Missouri Bill Targets Chiefs' Arrowhead Sportsbook Rights Ahead of 2031 Move
Missouri state Senator Nick Schroer has introduced an amended sports betting measure aimed at the Kansas City Chiefs following the team’s decision to relocate from Arrowhead Stadium to a new dome in Kansas in 2031.
The proposal would tie sportsbook privileges to whether a professional team plays its home games in Missouri, potentially stripping the Chiefs of the right to operate a sportsbook at Arrowhead once the franchise leaves the state.
1.0
Default
Missouri Senator Nick Schroer Takes Aim at Chiefs Sportsbook
Missouri state Senator Nick Schroer has taken aim at the Kansas City Chiefs with an amended sports betting bill after the team announced its intention to move from Arrowhead Stadium to a newly built stadium in Kansas.
The newly proposed Missouri sports betting bill appears designed to prevent the Chiefs from operating a sportsbook at Arrowhead if the team ultimately leaves the state.
While sports betting went live in Missouri on December 1, 2025, a new amendment would evict the Chiefs from Missouri’s lucrative sports betting market.
Details of Senate Joint Resolution 109
Senate Joint Resolution 109 (SJR 109) will tightly link sportsbook privileges to whether a professional team plays its home games in Missouri. The proposed amendment would require voter approval, likely during the November 2026 election.
The bill would redefine “professional sports teams” to exclude any team not playing in Missouri. It also reassesses designated “sports districts” as stadiums and surrounding areas located in Missouri where a professional sports team plays their home games. Betting activity inside a sports district would require approval from the team that plays its home games there.
Under the amendment, the Chiefs could still operate a sportsbook at Arrowhead as long as they continue to play their home games in Missouri. That means this won’t affect the franchise until it officially moves to the new stadium in 2031.
Kansas City Mayor’s Frustration Over New Deal
Kansas City Mayor Quinton Lucas recently expressed frustration that communities in Kansas and Missouri did not honor the Border War truce between the two states.
“A lot of us believed in that Border War truce,” Lucas told KCTV 5 News. “And what is frustrating is that there were communities that were negotiating departures, you know, other arrangements with businesses while that was still in place.”
Missouri taxpayers voted “no” on a 2024 ballot proposal that would have provided the Chiefs with hundreds of millions in public funding to renovate Arrowhead Stadium.

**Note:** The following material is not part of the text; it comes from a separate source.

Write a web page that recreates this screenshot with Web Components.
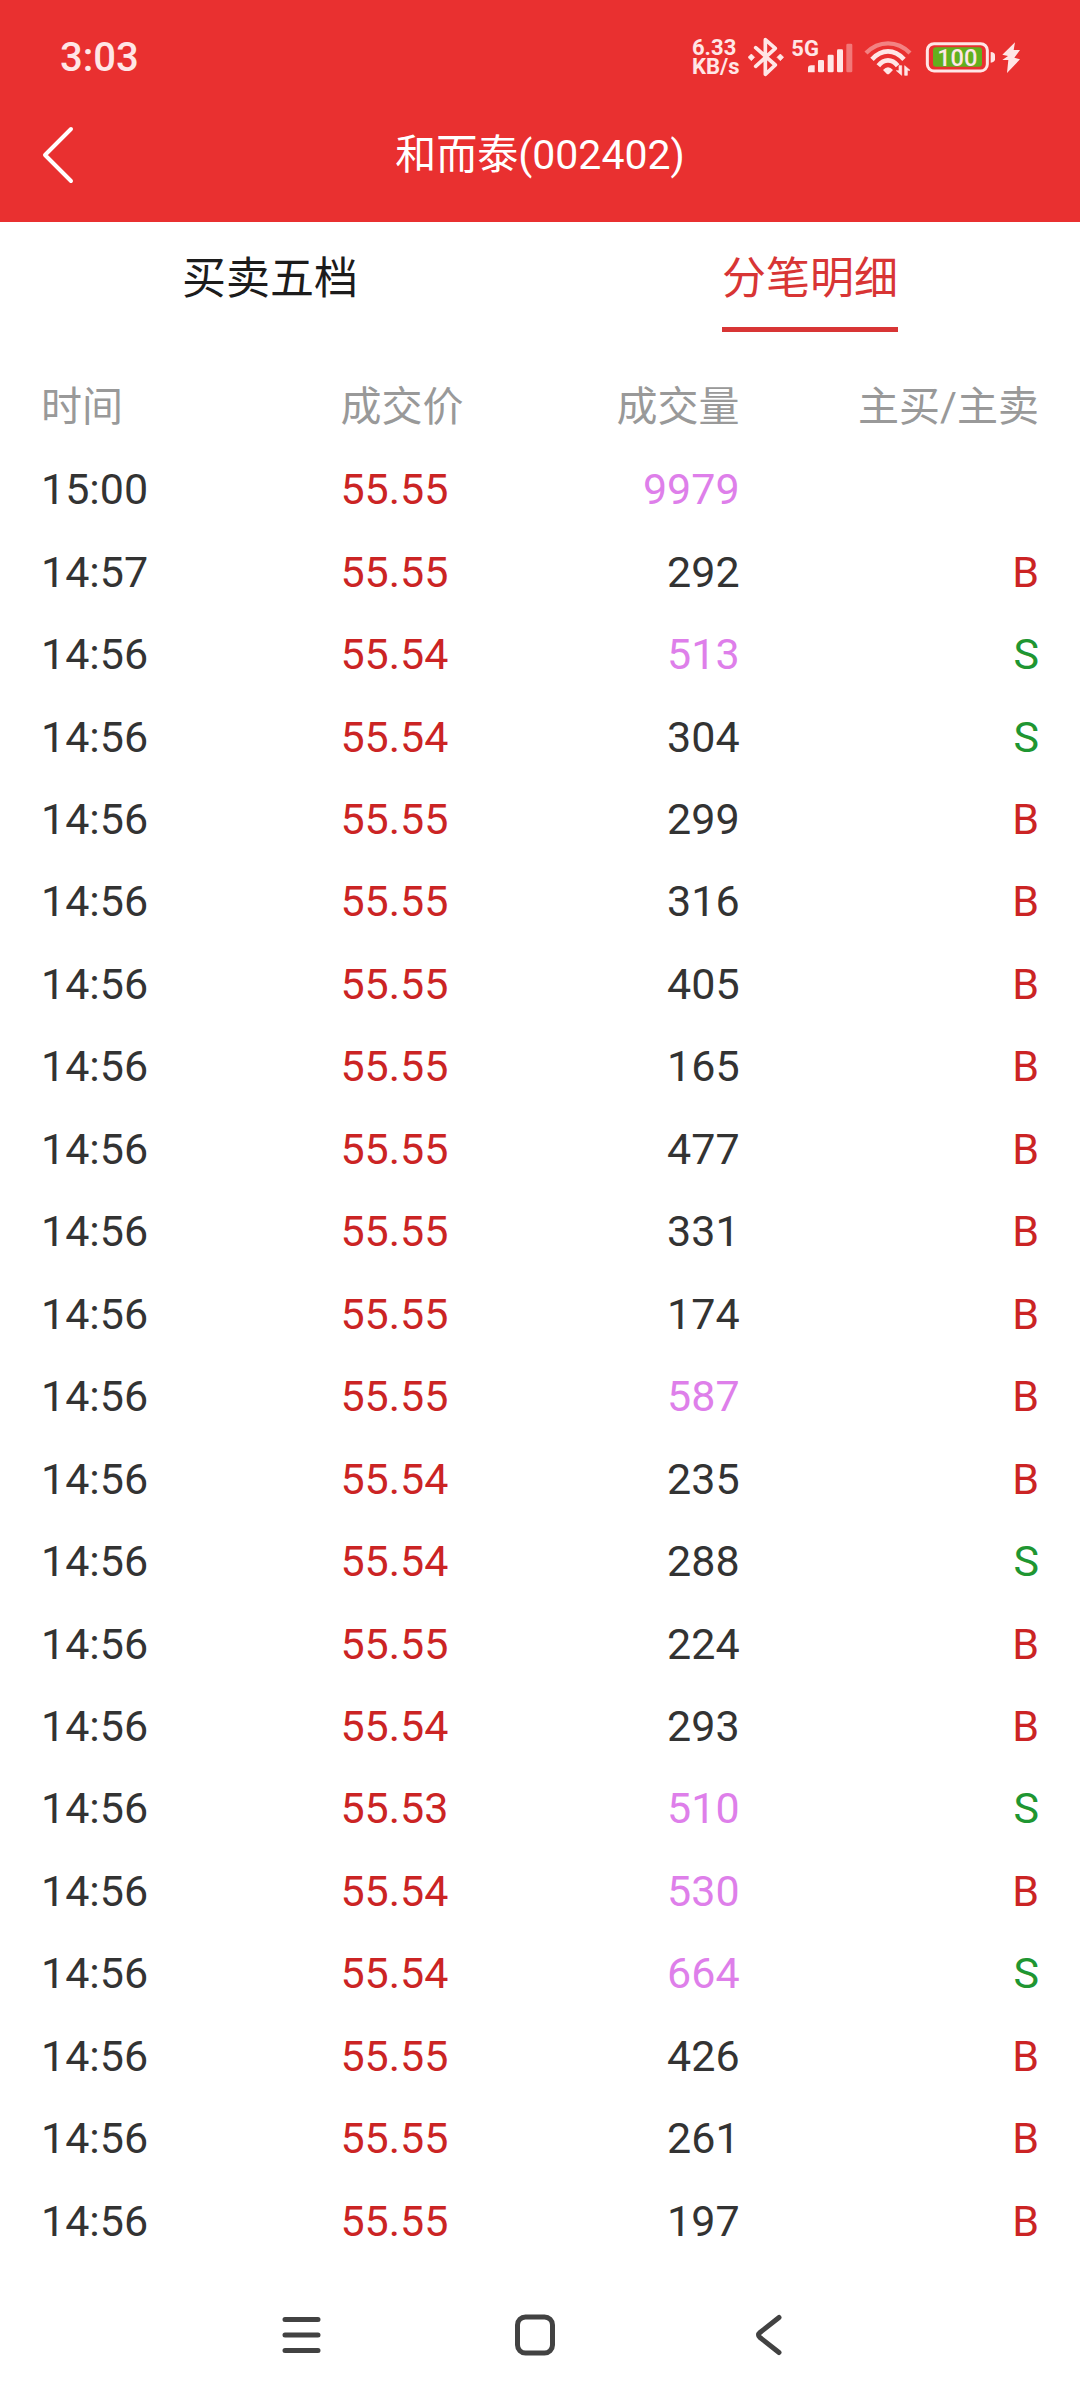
<!DOCTYPE html>
<html lang="zh-CN">
<head>
<meta charset="UTF-8">
<meta name="viewport" content="width=device-width, initial-scale=1.0">
<title>和而泰(002402)</title>
<style>
    body {
        margin: 0;
        min-height: 100vh;
        display: flex;
        flex-direction: column;
        background: #fff;
        color: #333;
        font-family: Roboto, "Noto Sans CJK SC", sans-serif;
        --brand: #e93030;
    }
    trade-table {
        flex: 1;
    }
</style>
</head>
<body>
    <status-bar time="3:03"></status-bar>
    <page-header>和而泰(002402)</page-header>
    <tab-bar>
        <tab-item>买卖五档</tab-item>
        <tab-item selected>分笔明细</tab-item>
    </tab-bar>
    <trade-table></trade-table>
    <nav-bar></nav-bar>

<script>
class StatusBar extends HTMLElement {
    connectedCallback() {
        this.attachShadow({ mode: 'open' });
        this.shadowRoot.innerHTML = `
            <style>
                :host {
                    display: flex;
                    justify-content: space-between;
                    align-items: center;
                    height: 60px;
                    padding: 27px 60px 0;
                    background: var(--brand);
                    color: #ffe6e6;
                }
                .time {
                    padding-top: 2px;
                    font-size: 40px;
                    line-height: 48px;
                    font-weight: 500;
                }
                .icons {
                    display: flex;
                    align-items: center;
                    gap: 8px;
                }
                .speed {
                    width: 48px;
                    font-size: 22px;
                    line-height: 19px;
                    font-weight: 700;
                    white-space: nowrap;
                }
                svg {
                    display: block;
                    height: 40px;
                    fill: currentColor;
                }
                .line {
                    fill: none;
                    stroke: currentColor;
                }
            </style>
            <span class="time">${this.getAttribute('time')}</span>
            <div class="icons">
                <div class="speed">6.33<br>KB/s</div>
                <svg viewBox="204 50 108 120" width="36">
                    <path class="line" stroke-width="11" stroke-linejoin="round" stroke-linecap="round" d="M227 82 L286 134 L256 162 V58 L286 84 L227 138"/>
                    <path d="M214 101 l10 10 -10 10 -10 -10z M301 101 l10 10 -10 10 -10 -10z" stroke="currentColor" stroke-width="2" stroke-linejoin="round"/>
                </svg>
                <svg viewBox="336 50 192 120" width="64">
                    <text x="334" y="106" font-size="66" font-weight="700">5G</text>
                    <path d="M384 156 V144 Q384 135 394 135 H404 V156z"/>
                    <rect x="414" y="119" width="18" height="37" rx="4"/>
                    <rect x="443" y="103" width="18" height="53" rx="4"/>
                    <rect x="471" y="87" width="18" height="69" rx="4"/>
                    <rect x="499" y="70" width="18" height="86" rx="4" opacity="0.4"/>
                </svg>
                <svg viewBox="552 50 156 120" width="52">
                    <path class="line" stroke-width="13" opacity="0.45" d="M558 98 Q587 69 624 69 Q661 69 690 98"/>
                    <path class="line" stroke-width="14" d="M576 117 Q598 93 624 93 Q650 93 672 117"/>
                    <path class="line" stroke-width="14" d="M595 136 Q608 120 624 120 Q640 120 653 136"/>
                    <path d="M609 149 Q624 133 639 149 L628 160 Q624 164 620 160z"/>
                    <path d="M657 136 H665 V165 L649 151 H657z M674 165 V136 L690 150 H682 V165z" stroke="currentColor" stroke-width="2"/>
                </svg>
                <svg viewBox="732 50 288 120" width="96">
                    <rect class="line" x="742" y="70" width="180" height="82" rx="20" stroke-width="9"/>
                    <rect x="759" y="81" width="147" height="58" rx="9" fill="#62b01e"/>
                    <path d="M932 95 Q945 96 945 105 V117 Q945 126 932 127z"/>
                    <text x="832" y="136" font-size="71" font-weight="500" text-anchor="middle">100</text>
                    <path d="M1005 66 L967 103 L984 107 L967 119 H985 L981 158 L1020 117 L1003 112 L1020 89 H1001z"/>
                </svg>
            </div>
        `;
    }
}

class PageHeader extends HTMLElement {
    connectedCallback() {
        this.attachShadow({ mode: 'open' });
        this.shadowRoot.innerHTML = `
            <style>
                :host {
                    display: grid;
                    grid-template-columns: 116px 1fr 116px;
                    align-items: center;
                    height: 135px;
                    background: var(--brand);
                    color: #fff;
                }
                button {
                    display: flex;
                    align-items: center;
                    height: 100%;
                    padding: 0 0 0 42px;
                    border: 0;
                    background: none;
                    color: inherit;
                }
                h1 {
                    margin: 0;
                    font-size: 41px;
                    line-height: 48px;
                    font-weight: 400;
                    text-align: center;
                }
            </style>
            <button type="button" aria-label="返回">
                <svg width="32" height="58" viewBox="0 0 32 58" fill="none" stroke="currentColor" stroke-width="4" stroke-linecap="round" stroke-linejoin="round"><path d="M29 3 L3 29 L29 55"/></svg>
            </button>
            <h1><slot></slot></h1>
        `;
    }
}

class TabBar extends HTMLElement {
    connectedCallback() {
        this.attachShadow({ mode: 'open' });
        this.shadowRoot.innerHTML = `
            <style>
                :host {
                    display: flex;
                    height: 110px;
                }
            </style>
            <slot></slot>
        `;
    }
}

class TabItem extends HTMLElement {
    connectedCallback() {
        const selected = this.hasAttribute('selected');
        this.attachShadow({ mode: 'open' });
        this.shadowRoot.innerHTML = `
            <style>
                :host {
                    flex: 1;
                    display: flex;
                    justify-content: center;
                }
                button {
                    padding: 0;
                    border: 0;
                    border-bottom: 5px solid transparent;
                    background: none;
                    color: #1c1c1c;
                    font: inherit;
                    font-size: 44px;
                }
                button[aria-pressed="true"] {
                    color: #d83535;
                    border-color: #d83535;
                }
            </style>
            <button type="button" aria-pressed="${selected}"><slot></slot></button>
        `;
    }
}

const TRADES = [
    ['15:00', '55.55', 9979, ''],
    ['14:57', '55.55', 292, 'B'],
    ['14:56', '55.54', 513, 'S'],
    ['14:56', '55.54', 304, 'S'],
    ['14:56', '55.55', 299, 'B'],
    ['14:56', '55.55', 316, 'B'],
    ['14:56', '55.55', 405, 'B'],
    ['14:56', '55.55', 165, 'B'],
    ['14:56', '55.55', 477, 'B'],
    ['14:56', '55.55', 331, 'B'],
    ['14:56', '55.55', 174, 'B'],
    ['14:56', '55.55', 587, 'B'],
    ['14:56', '55.54', 235, 'B'],
    ['14:56', '55.54', 288, 'S'],
    ['14:56', '55.55', 224, 'B'],
    ['14:56', '55.54', 293, 'B'],
    ['14:56', '55.53', 510, 'S'],
    ['14:56', '55.54', 530, 'B'],
    ['14:56', '55.54', 664, 'S'],
    ['14:56', '55.55', 426, 'B'],
    ['14:56', '55.55', 261, 'B'],
    ['14:56', '55.55', 197, 'B']
];

// orders of this size and up are shown in purple
const BIG_ORDER = 500;

class TradeTable extends HTMLElement {
    connectedCallback() {
        const rows = TRADES.map(([time, price, volume, side]) => `
            <tr>
                <td>${time}</td>
                <td class="price">${price}</td>
                <td class="${volume >= BIG_ORDER ? 'big' : ''}">${volume}</td>
                <td class="${side === 'S' ? 'sell' : 'buy'}">${side}</td>
            </tr>`).join('');

        this.attachShadow({ mode: 'open' });
        this.shadowRoot.innerHTML = `
            <style>
                :host {
                    display: flex;
                    padding: 33px 41px 0;
                }
                table {
                    width: 100%;
                    table-layout: fixed;
                    border-collapse: collapse;
                }
                th, td {
                    padding: 0;
                    text-align: left;
                    line-height: 48px;
                    white-space: nowrap;
                }
                th {
                    height: 83px;
                    color: #999;
                    font-size: 41px;
                    font-weight: 400;
                }
                td {
                    font-size: 43px;
                }
                th:nth-child(1), th:nth-child(4) {
                    width: 30%;
                }
                th:nth-child(n+3), td:nth-child(n+3) {
                    text-align: right;
                }
                .price, .buy {
                    color: #cb2424;
                }
                .sell {
                    color: #1f9632;
                }
                .big {
                    color: #de7fea;
                }
            </style>
            <table>
                <thead>
                    <tr><th>时间</th><th>成交价</th><th>成交量</th><th>主买/主卖</th></tr>
                </thead>
                <tbody>${rows}</tbody>
            </table>
        `;
    }
}

class NavBar extends HTMLElement {
    connectedCallback() {
        this.attachShadow({ mode: 'open' });
        this.shadowRoot.innerHTML = `
            <style>
                :host {
                    display: flex;
                    height: 130px;
                    padding: 8px 18% 0 17%;
                }
                button {
                    flex: 1;
                    display: flex;
                    justify-content: center;
                    align-items: center;
                    padding: 0;
                    border: 0;
                    background: none;
                    color: #424242;
                }
                svg {
                    fill: none;
                    stroke: currentColor;
                    stroke-width: 5;
                    stroke-linecap: round;
                    stroke-linejoin: round;
                }
            </style>
            <button type="button" aria-label="最近任务">
                <svg width="44" height="44" viewBox="0 0 44 44"><path d="M6 6.5H39M6 22H39M6 37.5H39"/></svg>
            </button>
            <button type="button" aria-label="主屏幕">
                <svg width="44" height="44" viewBox="0 0 44 44"><rect x="4.5" y="4" width="35" height="36" rx="8"/></svg>
            </button>
            <button type="button" aria-label="返回">
                <svg width="44" height="44" viewBox="0 0 44 44"><path d="M32 4.5 L13 19.5 Q10 22 13 24.5 L32 39.5"/></svg>
            </button>
        `;
    }
}

customElements.define('status-bar', StatusBar);
customElements.define('page-header', PageHeader);
customElements.define('tab-bar', TabBar);
customElements.define('tab-item', TabItem);
customElements.define('trade-table', TradeTable);
customElements.define('nav-bar', NavBar);
</script>
</body>
</html>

Inside the Chiefs’ $3 Billion Kansas Stadium Deal
- Total Public Subsidy: $1.8 Billion in public funding (STAR Bonds)
- Team Revenue Retention: 100% (tickets, parking, concessions, sponsorships, naming rights, and more)
- Rent Payments: $7 Million per year
- Lease Term: 30 Years
- Maintenance Fund: Rent paid into fund used for renovations, repairs, and operational expenses
Instead of working out a new deal, the Chiefs decided to move to a new dome in Kansas in what analysts have described as one of the most lopsided stadium deals in NFL history.

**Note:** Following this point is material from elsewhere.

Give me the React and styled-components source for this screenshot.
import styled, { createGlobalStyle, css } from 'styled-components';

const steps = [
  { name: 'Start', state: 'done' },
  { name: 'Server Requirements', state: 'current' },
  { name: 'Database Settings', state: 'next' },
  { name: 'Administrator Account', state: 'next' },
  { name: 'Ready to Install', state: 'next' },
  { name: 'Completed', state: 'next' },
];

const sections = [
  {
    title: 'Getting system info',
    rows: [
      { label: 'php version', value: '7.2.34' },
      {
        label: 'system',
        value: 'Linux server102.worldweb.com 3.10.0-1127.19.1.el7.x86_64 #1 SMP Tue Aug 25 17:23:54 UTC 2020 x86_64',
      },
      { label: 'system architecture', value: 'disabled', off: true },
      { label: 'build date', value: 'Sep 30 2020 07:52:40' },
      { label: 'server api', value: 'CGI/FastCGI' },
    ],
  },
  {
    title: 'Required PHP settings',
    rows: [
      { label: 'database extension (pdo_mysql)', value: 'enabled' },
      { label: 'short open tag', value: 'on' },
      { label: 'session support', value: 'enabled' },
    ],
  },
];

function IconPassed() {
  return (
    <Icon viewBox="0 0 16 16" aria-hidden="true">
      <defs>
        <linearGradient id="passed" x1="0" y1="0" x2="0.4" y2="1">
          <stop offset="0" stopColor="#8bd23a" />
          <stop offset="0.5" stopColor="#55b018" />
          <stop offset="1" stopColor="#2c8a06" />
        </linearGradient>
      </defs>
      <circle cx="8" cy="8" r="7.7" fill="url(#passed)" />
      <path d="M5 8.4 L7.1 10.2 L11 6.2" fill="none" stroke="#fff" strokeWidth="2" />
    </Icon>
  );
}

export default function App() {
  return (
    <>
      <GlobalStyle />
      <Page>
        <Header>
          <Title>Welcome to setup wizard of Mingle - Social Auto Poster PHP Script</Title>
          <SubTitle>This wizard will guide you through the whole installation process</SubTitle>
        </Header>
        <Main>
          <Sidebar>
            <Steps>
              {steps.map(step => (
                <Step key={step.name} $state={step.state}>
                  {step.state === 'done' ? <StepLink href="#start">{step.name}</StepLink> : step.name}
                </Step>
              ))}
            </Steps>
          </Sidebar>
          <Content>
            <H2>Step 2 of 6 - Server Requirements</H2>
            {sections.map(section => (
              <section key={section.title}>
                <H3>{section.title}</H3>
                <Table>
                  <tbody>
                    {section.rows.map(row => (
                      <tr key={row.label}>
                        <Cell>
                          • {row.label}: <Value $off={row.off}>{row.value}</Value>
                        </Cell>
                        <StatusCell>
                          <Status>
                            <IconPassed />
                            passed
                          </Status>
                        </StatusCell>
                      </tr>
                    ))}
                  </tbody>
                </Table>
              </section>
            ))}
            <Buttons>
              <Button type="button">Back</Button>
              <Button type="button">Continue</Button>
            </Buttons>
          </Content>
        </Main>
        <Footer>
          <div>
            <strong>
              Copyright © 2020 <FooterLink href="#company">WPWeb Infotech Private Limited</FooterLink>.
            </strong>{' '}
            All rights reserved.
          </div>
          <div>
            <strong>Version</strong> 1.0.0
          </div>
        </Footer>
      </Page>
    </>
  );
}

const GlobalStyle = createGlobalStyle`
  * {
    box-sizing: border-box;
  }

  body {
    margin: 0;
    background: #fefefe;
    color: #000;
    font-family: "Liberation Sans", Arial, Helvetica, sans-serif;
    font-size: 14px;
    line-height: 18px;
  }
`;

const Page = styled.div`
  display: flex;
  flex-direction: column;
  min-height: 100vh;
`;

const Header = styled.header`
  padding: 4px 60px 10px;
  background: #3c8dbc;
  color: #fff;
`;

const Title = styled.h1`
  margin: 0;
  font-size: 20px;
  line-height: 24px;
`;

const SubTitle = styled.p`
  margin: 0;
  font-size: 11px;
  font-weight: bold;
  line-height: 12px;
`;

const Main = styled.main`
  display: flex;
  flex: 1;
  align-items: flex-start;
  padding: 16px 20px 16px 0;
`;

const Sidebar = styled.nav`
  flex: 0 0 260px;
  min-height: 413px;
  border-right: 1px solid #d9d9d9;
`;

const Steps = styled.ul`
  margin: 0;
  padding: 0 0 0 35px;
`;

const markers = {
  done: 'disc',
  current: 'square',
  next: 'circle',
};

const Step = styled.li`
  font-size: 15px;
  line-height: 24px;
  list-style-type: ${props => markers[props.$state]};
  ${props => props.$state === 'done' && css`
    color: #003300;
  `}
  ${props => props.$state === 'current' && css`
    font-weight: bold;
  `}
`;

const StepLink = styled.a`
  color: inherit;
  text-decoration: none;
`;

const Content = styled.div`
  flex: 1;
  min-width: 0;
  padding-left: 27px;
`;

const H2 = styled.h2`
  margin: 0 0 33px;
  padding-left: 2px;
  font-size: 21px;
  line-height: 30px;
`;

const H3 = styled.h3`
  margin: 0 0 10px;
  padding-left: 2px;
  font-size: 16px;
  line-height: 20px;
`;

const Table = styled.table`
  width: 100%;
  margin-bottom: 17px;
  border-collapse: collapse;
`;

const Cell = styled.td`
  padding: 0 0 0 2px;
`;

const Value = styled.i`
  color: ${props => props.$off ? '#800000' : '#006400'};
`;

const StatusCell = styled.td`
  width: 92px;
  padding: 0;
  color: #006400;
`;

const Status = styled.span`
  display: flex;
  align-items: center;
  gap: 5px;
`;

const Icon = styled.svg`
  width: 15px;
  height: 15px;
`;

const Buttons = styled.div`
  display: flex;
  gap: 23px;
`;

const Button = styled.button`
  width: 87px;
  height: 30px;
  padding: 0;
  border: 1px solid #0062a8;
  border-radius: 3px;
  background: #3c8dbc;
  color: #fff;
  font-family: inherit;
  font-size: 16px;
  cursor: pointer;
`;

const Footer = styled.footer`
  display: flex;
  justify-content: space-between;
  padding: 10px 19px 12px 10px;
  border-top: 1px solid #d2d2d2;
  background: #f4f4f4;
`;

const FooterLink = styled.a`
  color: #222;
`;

The deal was essentially too good to pass up.
When including stadium funding, mixed-use development funding, and tax incentives, Kansas is basically giving the Chiefs the entire cost of the $3 billion and receiving virtually nothing in return.
The Chiefs will receive $1.8 billion in public funding — the largest public subsidy ever for a U.S. sports stadium project.
Under the terms of the new deal, the Chiefs get to keep 100% of the revenue from all stadium activities. That includes ticket sales, concessions, sponsorships, naming rights deals, personal seat licenses, and more. These terms don’t just apply to NFL games, but to all stadium events, like concerts, basketball games, etc.
Kansas will own the stadium, with the Chiefs paying $7 million in rent annually for at least 30 years. But that money doesn’t go back to the state. Instead, it gets funneled into an account the Chiefs can use for renovations, repairs, and operational expenses.
That means the Chiefs can use their own rent money to hire stadium security, parking staff, and concession vendors throughout the season.
Protecting Missouri’s Sports Betting Market
This was the exact type of deal that Missouri taxpayers voted against and the newly proposed bill is set to add protections designed to benefit the state. If approved, the amendment would ensure that the tax dollars generated by Missouri’s sports betting market serves Missouri residents by protecting the state’s interest in how betting revenue is generated and used.